* Written request *
Look through the listing and locate every line containing the word "with"; copy those lines.

* Records shown *
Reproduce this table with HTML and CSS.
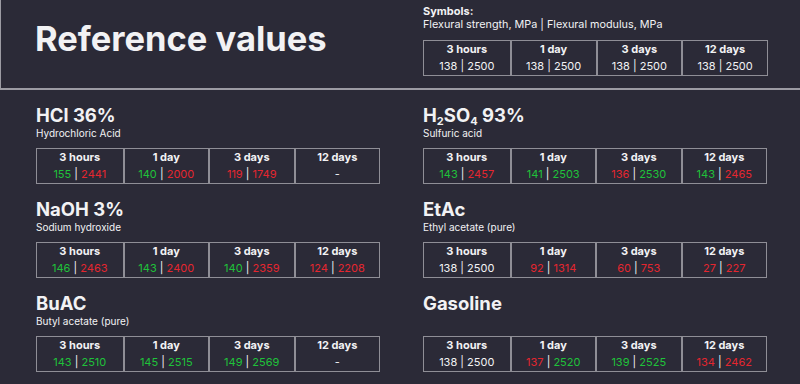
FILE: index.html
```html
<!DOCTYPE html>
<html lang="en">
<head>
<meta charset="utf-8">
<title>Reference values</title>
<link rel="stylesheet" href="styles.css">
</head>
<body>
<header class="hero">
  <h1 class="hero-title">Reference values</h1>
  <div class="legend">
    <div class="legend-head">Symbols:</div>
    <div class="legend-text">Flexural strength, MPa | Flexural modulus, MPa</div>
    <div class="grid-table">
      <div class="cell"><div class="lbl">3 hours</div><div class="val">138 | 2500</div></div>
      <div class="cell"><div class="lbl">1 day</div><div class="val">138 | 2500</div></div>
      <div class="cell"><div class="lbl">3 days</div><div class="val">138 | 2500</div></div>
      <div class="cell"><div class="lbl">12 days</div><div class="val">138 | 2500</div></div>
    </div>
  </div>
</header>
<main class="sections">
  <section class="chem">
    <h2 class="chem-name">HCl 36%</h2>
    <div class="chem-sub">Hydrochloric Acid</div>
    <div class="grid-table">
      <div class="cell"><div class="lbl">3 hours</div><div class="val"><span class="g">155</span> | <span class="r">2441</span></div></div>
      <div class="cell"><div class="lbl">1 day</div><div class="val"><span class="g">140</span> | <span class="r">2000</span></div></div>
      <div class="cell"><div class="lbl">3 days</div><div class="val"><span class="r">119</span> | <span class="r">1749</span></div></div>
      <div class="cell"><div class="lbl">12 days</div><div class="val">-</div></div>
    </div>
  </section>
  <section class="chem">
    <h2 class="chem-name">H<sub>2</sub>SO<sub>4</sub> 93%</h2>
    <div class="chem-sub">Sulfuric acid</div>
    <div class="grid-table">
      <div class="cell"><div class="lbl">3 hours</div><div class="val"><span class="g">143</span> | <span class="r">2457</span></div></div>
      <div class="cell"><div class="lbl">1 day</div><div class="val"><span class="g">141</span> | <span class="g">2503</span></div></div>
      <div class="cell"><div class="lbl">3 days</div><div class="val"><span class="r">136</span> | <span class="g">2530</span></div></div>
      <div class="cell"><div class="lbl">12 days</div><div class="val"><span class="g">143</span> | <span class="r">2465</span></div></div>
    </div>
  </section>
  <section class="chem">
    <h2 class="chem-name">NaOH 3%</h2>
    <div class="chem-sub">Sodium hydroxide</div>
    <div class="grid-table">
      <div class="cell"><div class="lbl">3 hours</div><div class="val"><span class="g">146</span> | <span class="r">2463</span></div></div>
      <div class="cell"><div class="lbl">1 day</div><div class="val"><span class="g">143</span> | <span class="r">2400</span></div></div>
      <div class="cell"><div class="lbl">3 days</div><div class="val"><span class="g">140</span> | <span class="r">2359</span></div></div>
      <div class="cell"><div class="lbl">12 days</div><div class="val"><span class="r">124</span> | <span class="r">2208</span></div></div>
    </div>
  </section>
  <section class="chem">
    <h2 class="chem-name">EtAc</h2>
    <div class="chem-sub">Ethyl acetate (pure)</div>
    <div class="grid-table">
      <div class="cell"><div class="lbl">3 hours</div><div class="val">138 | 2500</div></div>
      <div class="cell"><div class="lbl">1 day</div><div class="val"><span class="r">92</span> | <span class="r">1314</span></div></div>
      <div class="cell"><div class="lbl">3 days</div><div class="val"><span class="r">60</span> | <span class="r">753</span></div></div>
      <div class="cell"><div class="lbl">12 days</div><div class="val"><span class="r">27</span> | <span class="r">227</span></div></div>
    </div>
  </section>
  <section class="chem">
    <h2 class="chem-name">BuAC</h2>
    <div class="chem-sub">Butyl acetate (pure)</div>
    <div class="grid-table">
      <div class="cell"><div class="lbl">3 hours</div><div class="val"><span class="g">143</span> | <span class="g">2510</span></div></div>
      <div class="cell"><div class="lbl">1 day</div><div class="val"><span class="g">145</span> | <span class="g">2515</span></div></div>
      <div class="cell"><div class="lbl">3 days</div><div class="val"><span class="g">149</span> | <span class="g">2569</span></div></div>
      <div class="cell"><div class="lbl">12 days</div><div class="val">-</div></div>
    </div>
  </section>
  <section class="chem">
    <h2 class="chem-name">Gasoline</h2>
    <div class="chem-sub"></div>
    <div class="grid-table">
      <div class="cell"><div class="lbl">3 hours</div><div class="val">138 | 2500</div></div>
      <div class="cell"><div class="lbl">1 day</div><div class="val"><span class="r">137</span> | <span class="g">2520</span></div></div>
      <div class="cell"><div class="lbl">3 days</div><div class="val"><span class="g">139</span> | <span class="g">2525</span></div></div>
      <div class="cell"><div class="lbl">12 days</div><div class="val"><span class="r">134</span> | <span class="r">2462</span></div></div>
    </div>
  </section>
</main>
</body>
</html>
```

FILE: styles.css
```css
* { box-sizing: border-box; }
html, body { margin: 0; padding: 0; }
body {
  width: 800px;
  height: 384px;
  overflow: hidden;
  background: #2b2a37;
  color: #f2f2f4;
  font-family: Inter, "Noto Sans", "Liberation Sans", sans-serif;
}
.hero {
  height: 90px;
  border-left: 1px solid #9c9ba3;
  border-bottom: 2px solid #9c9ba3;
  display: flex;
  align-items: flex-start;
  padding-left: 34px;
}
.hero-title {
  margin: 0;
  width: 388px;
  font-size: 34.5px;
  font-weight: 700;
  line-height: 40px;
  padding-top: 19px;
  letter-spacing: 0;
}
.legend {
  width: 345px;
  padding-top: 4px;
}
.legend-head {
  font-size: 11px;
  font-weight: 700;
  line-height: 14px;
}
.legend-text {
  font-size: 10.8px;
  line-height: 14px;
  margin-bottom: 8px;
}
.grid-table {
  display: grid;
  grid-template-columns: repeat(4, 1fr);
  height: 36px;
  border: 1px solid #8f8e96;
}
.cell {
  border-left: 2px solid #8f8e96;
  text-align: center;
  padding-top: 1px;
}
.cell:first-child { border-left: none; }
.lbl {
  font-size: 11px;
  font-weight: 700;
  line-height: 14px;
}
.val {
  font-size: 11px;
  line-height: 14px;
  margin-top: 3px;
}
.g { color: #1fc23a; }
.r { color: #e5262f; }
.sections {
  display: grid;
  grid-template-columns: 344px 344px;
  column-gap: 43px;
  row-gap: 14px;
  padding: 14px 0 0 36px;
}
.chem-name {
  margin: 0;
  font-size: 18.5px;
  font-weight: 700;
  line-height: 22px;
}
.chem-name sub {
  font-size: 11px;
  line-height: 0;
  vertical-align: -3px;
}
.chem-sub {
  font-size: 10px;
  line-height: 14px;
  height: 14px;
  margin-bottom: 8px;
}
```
==
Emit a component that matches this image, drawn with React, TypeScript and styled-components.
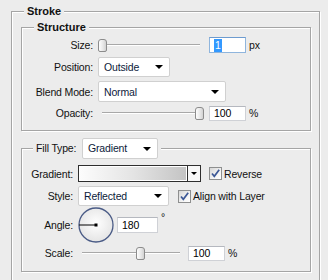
==
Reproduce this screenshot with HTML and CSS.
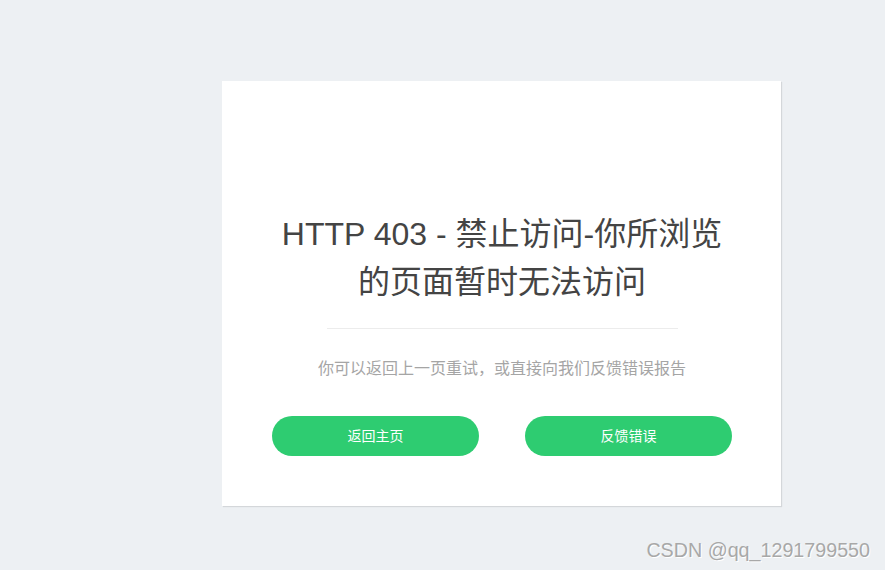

* Solution *
Reproduce this table with HTML and CSS.
Emit a component that matches this image, drawn with React, TypeScript and styled-components.
Reproduce this screenshot with HTML and CSS.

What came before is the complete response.